▶ **Stored data entries**:
__________________________________________________

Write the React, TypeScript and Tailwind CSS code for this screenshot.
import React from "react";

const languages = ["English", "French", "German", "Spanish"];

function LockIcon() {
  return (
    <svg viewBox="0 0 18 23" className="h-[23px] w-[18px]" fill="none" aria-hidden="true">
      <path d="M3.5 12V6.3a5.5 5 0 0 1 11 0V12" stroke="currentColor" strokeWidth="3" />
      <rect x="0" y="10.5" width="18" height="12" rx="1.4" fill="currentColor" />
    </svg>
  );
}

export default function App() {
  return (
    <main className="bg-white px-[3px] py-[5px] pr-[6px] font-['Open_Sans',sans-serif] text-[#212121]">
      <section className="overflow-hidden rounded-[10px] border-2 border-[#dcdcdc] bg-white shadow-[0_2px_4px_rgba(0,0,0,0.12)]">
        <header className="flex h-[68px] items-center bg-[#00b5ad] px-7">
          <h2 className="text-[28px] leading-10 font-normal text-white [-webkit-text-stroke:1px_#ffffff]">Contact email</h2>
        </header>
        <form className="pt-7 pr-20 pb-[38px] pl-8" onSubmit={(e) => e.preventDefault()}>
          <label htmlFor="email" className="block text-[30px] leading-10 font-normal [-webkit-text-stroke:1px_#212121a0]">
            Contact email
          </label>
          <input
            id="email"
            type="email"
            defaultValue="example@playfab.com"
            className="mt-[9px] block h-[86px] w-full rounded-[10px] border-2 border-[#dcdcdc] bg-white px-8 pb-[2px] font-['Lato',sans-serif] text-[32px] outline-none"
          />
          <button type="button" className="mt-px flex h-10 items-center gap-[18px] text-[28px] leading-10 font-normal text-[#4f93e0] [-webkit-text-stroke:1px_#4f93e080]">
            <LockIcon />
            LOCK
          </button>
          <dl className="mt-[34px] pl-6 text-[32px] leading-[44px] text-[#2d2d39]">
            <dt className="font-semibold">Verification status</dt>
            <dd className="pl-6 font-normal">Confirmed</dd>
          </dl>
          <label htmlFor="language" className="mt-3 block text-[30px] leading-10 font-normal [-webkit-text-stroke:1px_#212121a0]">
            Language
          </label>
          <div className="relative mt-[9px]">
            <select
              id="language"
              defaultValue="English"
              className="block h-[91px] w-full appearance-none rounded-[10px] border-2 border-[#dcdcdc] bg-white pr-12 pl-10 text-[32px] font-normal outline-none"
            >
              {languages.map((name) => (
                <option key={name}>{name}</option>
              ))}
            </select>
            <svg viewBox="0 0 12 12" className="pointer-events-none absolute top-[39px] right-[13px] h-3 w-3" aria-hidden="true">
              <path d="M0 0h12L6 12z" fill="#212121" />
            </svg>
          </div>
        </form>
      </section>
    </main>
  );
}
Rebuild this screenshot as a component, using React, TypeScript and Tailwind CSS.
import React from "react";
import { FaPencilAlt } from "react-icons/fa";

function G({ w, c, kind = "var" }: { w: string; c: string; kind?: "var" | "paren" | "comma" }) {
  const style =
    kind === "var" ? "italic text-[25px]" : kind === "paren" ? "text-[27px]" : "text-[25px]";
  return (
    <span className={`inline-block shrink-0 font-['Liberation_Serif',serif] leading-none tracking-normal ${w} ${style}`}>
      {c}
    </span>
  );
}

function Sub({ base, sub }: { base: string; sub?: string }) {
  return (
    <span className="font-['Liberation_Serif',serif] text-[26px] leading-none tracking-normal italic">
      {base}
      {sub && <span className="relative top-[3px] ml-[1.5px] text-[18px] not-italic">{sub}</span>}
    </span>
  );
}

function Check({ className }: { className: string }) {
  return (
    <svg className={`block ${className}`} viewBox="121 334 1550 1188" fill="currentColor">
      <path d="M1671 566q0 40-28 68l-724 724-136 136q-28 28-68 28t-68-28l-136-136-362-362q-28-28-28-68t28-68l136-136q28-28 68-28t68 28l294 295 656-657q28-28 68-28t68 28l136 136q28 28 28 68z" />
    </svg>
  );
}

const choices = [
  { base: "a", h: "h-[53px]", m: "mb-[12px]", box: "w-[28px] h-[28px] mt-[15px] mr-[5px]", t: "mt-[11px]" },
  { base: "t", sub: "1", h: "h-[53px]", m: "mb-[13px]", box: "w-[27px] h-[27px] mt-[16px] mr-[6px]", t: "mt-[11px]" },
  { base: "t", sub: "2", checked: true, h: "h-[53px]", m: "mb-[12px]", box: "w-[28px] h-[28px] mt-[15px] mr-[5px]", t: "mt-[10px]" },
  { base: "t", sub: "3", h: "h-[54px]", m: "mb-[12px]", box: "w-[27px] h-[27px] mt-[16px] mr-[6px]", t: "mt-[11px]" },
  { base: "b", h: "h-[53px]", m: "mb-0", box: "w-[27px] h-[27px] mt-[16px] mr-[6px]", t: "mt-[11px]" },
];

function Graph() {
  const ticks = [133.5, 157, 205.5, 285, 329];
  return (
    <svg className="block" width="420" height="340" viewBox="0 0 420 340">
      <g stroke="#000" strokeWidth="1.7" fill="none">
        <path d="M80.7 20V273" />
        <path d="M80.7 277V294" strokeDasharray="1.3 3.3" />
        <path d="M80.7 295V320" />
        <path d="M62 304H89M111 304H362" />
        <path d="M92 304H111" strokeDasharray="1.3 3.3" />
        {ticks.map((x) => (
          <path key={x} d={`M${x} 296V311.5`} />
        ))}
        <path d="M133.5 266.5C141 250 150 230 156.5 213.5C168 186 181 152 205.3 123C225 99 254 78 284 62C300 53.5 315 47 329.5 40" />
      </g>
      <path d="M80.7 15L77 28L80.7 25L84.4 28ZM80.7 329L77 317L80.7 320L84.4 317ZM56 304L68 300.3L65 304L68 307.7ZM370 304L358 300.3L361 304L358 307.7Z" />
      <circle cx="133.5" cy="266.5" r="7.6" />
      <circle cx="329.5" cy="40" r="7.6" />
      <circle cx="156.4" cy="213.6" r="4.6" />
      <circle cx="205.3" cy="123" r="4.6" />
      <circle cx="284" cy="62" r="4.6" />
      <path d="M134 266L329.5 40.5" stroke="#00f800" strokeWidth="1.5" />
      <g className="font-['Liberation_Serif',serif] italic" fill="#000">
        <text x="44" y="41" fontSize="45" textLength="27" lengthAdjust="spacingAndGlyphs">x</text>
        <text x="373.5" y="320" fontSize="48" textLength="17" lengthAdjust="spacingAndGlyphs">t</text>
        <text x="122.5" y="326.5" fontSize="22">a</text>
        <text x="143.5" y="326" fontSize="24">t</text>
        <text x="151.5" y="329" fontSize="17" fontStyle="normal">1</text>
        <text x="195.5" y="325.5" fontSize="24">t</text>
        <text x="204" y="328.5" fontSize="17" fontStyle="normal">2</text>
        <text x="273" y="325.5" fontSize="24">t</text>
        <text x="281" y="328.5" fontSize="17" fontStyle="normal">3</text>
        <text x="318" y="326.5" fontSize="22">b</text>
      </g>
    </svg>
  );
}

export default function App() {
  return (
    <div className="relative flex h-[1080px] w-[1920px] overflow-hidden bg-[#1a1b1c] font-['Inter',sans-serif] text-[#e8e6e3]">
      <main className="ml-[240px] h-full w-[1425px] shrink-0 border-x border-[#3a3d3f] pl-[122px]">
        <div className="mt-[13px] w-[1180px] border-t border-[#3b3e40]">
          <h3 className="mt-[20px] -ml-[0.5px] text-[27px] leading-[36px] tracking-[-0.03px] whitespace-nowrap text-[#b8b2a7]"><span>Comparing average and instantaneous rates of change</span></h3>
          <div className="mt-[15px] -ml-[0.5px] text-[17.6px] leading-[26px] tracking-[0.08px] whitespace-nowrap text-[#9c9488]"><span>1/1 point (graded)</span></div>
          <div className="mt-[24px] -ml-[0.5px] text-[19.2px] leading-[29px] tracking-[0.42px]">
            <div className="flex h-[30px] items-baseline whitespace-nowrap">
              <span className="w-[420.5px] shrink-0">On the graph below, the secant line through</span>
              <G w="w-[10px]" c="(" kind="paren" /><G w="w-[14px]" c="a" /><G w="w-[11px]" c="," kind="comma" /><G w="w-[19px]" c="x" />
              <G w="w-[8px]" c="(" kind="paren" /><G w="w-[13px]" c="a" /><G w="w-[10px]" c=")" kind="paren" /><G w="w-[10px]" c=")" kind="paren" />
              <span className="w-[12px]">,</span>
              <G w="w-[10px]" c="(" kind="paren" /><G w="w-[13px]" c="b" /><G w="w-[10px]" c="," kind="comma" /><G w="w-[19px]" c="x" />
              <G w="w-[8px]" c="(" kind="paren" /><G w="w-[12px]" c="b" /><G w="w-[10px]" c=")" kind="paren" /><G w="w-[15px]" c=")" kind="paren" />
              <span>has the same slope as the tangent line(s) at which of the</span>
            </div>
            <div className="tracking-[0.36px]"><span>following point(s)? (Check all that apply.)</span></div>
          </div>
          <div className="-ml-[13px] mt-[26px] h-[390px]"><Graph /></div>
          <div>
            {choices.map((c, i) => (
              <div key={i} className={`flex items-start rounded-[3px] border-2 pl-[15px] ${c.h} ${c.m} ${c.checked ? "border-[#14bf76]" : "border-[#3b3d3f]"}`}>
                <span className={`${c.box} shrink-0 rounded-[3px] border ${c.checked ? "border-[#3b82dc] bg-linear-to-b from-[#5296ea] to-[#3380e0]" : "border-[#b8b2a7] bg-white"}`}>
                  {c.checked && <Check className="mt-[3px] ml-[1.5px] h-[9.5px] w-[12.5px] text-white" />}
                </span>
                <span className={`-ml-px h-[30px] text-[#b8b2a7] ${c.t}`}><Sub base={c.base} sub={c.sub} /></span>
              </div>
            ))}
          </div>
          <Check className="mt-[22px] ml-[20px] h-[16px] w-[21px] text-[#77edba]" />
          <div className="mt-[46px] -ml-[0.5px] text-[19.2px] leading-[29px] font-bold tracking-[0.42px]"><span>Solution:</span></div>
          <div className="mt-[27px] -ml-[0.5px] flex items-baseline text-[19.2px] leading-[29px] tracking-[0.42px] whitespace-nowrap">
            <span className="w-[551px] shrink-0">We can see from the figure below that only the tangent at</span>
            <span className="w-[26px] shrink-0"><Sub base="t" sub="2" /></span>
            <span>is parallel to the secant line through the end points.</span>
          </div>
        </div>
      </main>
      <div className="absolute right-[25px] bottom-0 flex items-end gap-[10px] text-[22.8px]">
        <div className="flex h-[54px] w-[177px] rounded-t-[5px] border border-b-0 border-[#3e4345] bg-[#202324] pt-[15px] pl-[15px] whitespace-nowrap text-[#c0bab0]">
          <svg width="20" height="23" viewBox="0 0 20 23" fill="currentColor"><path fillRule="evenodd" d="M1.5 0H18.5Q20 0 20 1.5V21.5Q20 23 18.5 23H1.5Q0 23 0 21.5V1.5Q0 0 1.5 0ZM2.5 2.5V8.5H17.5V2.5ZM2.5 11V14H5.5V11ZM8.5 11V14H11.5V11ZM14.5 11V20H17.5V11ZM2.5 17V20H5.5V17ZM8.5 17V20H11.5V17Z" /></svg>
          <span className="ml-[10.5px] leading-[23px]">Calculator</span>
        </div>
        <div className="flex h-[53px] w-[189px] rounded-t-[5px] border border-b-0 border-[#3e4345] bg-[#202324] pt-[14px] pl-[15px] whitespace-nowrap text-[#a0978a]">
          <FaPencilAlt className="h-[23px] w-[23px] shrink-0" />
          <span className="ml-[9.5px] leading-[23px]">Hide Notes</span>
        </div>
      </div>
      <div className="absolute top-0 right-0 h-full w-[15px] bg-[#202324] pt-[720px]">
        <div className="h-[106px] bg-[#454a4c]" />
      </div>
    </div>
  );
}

__________________________________________________

▶ **Your task**:
Copy all lines of the material above where the string "screenshot" occurs.

▶ **Complete answer**:
Write the React, TypeScript and Tailwind CSS code for this screenshot.
Rebuild this screenshot as a component, using React, TypeScript and Tailwind CSS.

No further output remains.